At a technical level, it is certainly clever, even cool. But it doesn’t quite make sense for me.

I can focus my attention by only opening the app that contains the info I’m interested in. I don’t want yet another app to help with this.

Maybe I’m the outlier, but my RSS and Mastodon clients, for instance, are for completely different purposes. I dip into short form Mastodon several times a day to see cool things or shoot the breeze, or even just waste a little time. I leave my long form RSS content for the evenings. Anything that’s not those two is an interest-specific community, each with its own natural times I check it out — none usually daily.

For instance I usually only pop in here once a week or two. As beautiful/handsome/clever as you all are, I don’t want to see you every day.

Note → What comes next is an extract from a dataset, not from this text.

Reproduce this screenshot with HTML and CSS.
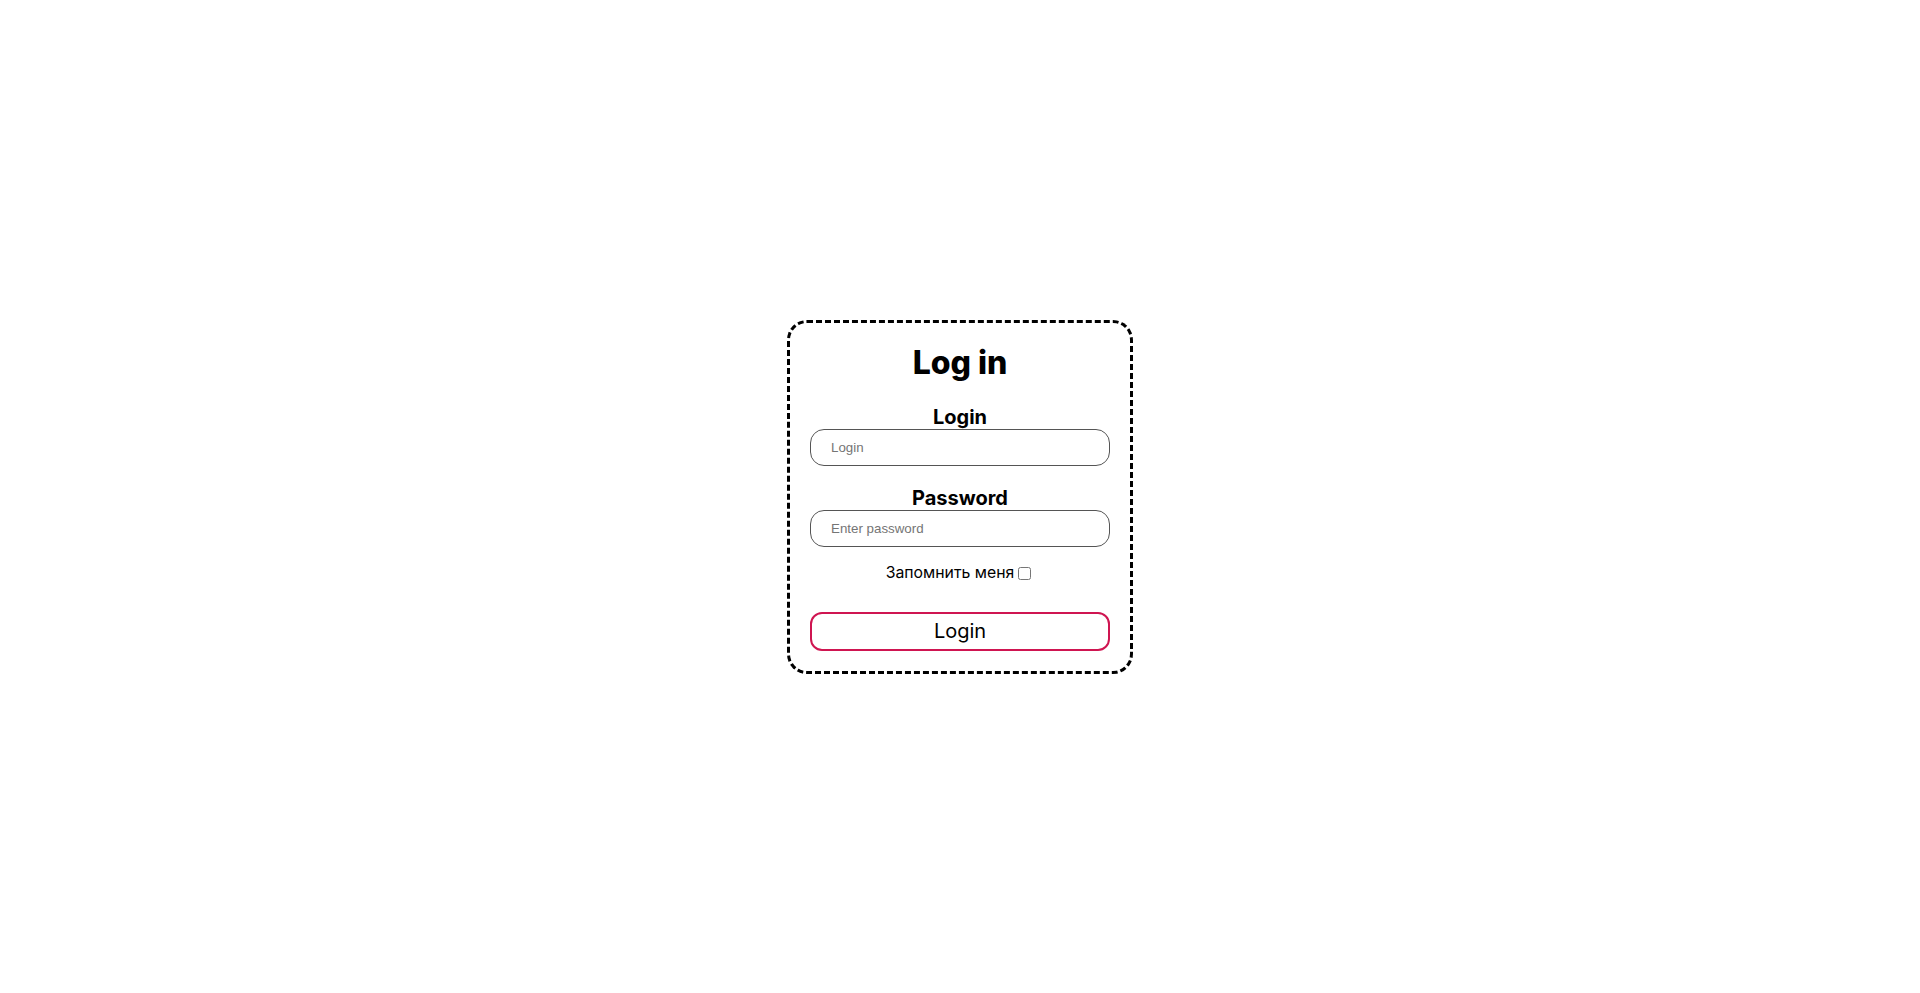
FILE: index.html
```html
<!DOCTYPE html>
<html lang="ru">
<head>
<meta charset="utf-8">
<title>Log in</title>
<link rel="stylesheet" href="styles.css">
</head>
<body>
<main class="page">
  <form class="card">
    <h1 class="title">Log in</h1>
    <label class="label" for="login">Login</label>
    <input class="field" id="login" type="text" placeholder="Login">
    <label class="label label-gap" for="password">Password</label>
    <input class="field" id="password" type="password" placeholder="Enter password">
    <div class="remember">
      <span class="remember-text">Запомнить меня</span>
      <input class="check" type="checkbox">
    </div>
    <button class="submit" type="button">Login</button>
  </form>
</main>
</body>
</html>
```

FILE: styles.css
```css
* { box-sizing: border-box; }
html, body { margin: 0; padding: 0; background: #fff; }
body { font-family: Inter, "Noto Sans", sans-serif; color: #000; }

.page {
  min-height: 993px;
  display: flex;
  align-items: center;
  justify-content: center;
}

.card {
  width: 346px;
  border: 3px dashed #000;
  border-radius: 20px;
  padding: 20px;
  display: flex;
  flex-direction: column;
  align-items: stretch;
}

.title {
  margin: 0;
  font-size: 32px;
  font-weight: 800;
  line-height: 39px;
  text-align: center;
}

.label {
  margin-top: 23px;
  font-size: 20px;
  font-weight: 700;
  line-height: 24px;
  text-align: center;
}
.label-gap { margin-top: 20px; }

.field {
  width: 300px;
  height: 37px;
  border: 1px solid #555;
  border-radius: 14px;
  padding: 0 20px;
  font-family: "Liberation Sans", Arial, sans-serif;
  font-size: 13.33px;
  color: #000;
  background: #fff;
  outline: none;
}
.field::placeholder { color: #757575; }

.remember {
  margin-top: 16px;
  display: flex;
  justify-content: center;
  align-items: center;
  height: 19px;
}
.remember-text { font-size: 15.8px; line-height: 19px; }
.check {
  width: 13px;
  height: 13px;
  margin: 4px 3px 2px 4px;
}

.submit {
  margin-top: 30px;
  height: 39px;
  border: 2px solid #cf1551;
  border-radius: 12px;
  background: #fff;
  font-family: Inter, "Noto Sans", sans-serif;
  font-size: 20px;
  color: #000;
  padding: 0;
}
```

Uhhh… none of the services I use decide what I see when. They are all purely chronological. Twitter was the same, which many seem to misunderstand.

I think this is who it’s for. Or people who follow 1000 others on social media (I’ve never gone north of 200 and usually stay nearer 100).

My stuff is in exactly four apps, plus Safari dock-apps for each of (three) forums I frequent. The only things I wish were in the one place are two Slack and one Discord community.

So yeah… clever, even cool… but solving a problem I think people make for themselves. Which is not to say you shouldn’t back it or use it just because it’s technically cool. (And, let’s face it, because it’s from The Icon Factory, it will look cool, too.)